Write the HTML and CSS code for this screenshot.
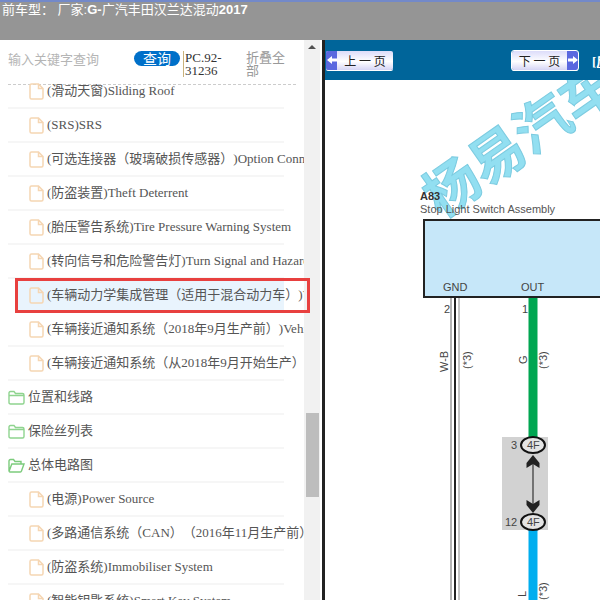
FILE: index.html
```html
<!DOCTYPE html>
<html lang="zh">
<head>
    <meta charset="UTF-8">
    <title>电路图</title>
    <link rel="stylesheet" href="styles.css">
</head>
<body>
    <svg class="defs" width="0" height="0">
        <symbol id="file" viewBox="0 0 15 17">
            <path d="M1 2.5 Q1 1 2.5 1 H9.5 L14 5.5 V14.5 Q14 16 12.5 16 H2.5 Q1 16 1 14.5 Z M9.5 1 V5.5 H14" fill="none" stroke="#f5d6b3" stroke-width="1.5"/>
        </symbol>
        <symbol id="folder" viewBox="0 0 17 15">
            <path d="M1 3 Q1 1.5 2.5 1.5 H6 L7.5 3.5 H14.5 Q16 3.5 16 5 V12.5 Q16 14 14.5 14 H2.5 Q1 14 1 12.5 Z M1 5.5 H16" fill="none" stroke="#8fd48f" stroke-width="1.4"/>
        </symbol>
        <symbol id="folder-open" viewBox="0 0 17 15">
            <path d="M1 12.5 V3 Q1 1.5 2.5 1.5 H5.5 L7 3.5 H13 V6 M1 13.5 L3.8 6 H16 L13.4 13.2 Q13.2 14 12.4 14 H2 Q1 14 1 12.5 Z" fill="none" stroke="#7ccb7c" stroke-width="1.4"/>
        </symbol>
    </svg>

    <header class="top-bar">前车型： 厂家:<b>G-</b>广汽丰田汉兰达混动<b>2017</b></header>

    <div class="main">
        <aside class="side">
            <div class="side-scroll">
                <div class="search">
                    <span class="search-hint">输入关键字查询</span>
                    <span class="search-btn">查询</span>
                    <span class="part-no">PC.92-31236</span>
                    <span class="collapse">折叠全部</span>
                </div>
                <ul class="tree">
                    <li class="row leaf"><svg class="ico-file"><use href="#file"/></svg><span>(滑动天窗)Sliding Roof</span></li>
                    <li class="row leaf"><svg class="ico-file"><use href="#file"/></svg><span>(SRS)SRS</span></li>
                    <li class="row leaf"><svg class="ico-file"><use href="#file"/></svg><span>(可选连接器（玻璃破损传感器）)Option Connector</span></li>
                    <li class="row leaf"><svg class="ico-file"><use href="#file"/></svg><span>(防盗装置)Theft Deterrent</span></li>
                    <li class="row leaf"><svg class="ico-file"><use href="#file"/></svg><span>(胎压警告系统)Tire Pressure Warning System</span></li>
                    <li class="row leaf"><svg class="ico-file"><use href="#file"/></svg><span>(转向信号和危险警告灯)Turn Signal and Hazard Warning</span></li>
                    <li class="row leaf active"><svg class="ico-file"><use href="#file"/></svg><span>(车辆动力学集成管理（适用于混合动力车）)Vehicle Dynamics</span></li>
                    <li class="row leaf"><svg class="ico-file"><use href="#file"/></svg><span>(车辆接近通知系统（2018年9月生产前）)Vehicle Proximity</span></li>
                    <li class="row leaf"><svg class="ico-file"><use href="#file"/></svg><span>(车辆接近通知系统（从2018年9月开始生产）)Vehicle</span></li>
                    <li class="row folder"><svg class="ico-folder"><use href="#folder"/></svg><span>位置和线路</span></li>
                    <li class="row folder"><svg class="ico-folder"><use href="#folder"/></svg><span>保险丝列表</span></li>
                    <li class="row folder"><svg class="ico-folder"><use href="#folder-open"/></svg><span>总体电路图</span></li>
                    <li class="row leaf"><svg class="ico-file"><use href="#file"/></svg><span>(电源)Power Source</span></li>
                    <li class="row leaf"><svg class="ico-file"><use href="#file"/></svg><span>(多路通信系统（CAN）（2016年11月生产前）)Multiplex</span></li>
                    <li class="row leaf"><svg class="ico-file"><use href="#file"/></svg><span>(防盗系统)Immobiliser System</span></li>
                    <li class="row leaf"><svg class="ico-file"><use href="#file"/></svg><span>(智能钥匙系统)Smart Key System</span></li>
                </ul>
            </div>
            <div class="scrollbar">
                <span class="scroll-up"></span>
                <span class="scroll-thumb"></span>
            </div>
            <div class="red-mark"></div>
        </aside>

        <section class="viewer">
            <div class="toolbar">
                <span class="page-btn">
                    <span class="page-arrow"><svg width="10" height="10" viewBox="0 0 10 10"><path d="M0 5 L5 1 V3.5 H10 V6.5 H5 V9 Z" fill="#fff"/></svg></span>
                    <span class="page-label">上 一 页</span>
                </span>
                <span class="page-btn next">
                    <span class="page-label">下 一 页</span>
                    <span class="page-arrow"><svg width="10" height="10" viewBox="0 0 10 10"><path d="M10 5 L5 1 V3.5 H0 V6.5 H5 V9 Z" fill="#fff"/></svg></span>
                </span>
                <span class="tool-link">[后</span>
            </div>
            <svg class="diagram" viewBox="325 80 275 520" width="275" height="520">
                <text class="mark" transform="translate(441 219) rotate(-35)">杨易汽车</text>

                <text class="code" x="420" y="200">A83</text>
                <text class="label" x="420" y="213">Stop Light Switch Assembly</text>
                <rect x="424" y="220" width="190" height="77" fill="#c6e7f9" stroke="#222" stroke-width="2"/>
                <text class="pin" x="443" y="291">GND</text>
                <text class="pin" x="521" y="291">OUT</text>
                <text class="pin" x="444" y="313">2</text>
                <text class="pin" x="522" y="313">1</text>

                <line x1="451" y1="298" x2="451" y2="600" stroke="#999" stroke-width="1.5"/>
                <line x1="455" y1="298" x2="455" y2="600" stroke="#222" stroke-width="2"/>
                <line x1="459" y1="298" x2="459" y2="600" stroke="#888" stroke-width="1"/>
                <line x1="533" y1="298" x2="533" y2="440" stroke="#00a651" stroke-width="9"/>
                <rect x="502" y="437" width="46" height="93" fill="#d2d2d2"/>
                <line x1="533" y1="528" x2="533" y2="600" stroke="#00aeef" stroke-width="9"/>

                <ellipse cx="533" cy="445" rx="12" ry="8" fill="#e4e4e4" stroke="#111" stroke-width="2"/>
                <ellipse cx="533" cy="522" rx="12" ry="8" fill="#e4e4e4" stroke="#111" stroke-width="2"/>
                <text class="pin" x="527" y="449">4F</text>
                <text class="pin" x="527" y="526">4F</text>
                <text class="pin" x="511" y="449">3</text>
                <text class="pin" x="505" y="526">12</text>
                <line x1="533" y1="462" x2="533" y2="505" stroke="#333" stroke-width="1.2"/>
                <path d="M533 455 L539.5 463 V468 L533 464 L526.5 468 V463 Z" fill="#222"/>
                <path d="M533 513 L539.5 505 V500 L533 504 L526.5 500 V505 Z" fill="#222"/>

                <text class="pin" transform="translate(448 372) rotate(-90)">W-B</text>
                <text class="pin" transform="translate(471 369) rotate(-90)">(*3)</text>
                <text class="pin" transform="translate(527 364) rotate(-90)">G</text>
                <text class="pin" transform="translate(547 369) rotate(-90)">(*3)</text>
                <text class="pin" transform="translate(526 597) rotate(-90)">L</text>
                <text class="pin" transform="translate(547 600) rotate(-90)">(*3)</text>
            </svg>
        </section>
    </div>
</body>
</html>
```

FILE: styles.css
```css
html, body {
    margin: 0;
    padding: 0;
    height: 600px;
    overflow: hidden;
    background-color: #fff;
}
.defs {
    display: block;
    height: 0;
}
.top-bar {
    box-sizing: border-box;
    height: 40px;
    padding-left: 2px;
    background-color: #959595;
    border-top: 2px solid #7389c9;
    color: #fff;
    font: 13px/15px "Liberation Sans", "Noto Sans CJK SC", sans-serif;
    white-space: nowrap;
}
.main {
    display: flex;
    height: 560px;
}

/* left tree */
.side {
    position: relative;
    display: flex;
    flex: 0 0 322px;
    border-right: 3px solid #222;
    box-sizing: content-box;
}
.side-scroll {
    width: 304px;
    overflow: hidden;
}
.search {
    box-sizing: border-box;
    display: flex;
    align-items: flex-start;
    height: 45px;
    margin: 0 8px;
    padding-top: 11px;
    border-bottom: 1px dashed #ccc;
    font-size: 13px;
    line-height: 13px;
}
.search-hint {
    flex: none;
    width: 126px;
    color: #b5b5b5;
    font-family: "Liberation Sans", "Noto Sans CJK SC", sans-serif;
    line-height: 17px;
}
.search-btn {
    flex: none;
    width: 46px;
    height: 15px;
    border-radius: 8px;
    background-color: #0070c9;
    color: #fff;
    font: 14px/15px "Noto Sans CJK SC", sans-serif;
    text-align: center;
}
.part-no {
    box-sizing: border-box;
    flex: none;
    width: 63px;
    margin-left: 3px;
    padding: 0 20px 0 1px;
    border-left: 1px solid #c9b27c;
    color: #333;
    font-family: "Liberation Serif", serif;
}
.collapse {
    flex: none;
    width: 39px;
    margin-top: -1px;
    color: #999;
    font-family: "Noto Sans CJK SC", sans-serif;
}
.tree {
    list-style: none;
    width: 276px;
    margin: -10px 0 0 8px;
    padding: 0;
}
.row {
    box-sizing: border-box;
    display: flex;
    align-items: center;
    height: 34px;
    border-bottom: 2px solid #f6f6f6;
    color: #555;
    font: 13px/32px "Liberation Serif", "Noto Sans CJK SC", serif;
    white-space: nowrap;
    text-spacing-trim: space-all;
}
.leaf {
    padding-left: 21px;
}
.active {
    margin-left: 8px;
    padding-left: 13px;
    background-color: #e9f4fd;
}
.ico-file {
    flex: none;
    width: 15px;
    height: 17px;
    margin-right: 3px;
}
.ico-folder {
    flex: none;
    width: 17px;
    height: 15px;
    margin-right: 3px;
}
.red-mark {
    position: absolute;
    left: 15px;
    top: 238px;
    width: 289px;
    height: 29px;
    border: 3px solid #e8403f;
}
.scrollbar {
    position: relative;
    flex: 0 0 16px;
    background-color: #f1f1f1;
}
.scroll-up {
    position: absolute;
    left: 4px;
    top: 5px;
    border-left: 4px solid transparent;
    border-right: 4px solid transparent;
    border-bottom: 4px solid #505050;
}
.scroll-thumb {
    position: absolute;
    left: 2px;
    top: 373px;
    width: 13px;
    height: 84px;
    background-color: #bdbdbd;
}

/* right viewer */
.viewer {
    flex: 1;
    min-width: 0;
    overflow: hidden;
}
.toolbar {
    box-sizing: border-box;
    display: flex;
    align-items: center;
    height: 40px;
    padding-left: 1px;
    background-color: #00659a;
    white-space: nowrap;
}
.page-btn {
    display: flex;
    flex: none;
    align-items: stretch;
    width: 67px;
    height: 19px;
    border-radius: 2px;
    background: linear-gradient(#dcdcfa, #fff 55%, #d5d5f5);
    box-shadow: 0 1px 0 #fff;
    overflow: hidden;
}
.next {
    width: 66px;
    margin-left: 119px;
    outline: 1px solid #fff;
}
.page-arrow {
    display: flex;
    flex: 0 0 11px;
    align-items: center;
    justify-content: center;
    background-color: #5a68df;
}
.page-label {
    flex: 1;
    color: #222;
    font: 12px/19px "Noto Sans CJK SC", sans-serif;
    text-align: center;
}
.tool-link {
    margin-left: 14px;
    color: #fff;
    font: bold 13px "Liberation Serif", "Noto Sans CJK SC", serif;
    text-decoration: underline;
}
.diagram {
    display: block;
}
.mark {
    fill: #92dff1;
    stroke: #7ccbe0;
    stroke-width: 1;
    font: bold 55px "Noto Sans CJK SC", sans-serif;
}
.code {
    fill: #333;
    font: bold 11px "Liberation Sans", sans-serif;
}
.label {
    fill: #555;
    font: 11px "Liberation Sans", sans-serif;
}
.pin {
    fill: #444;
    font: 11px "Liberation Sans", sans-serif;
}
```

++++++++

**PROBLEM**: Lines containing the word "code" must all be returned from the material above.

**RESPONSE FOR THIS EXERCISE**:
Write the HTML and CSS code for this screenshot.
                <text class="code" x="420" y="200">A83</text>
.code {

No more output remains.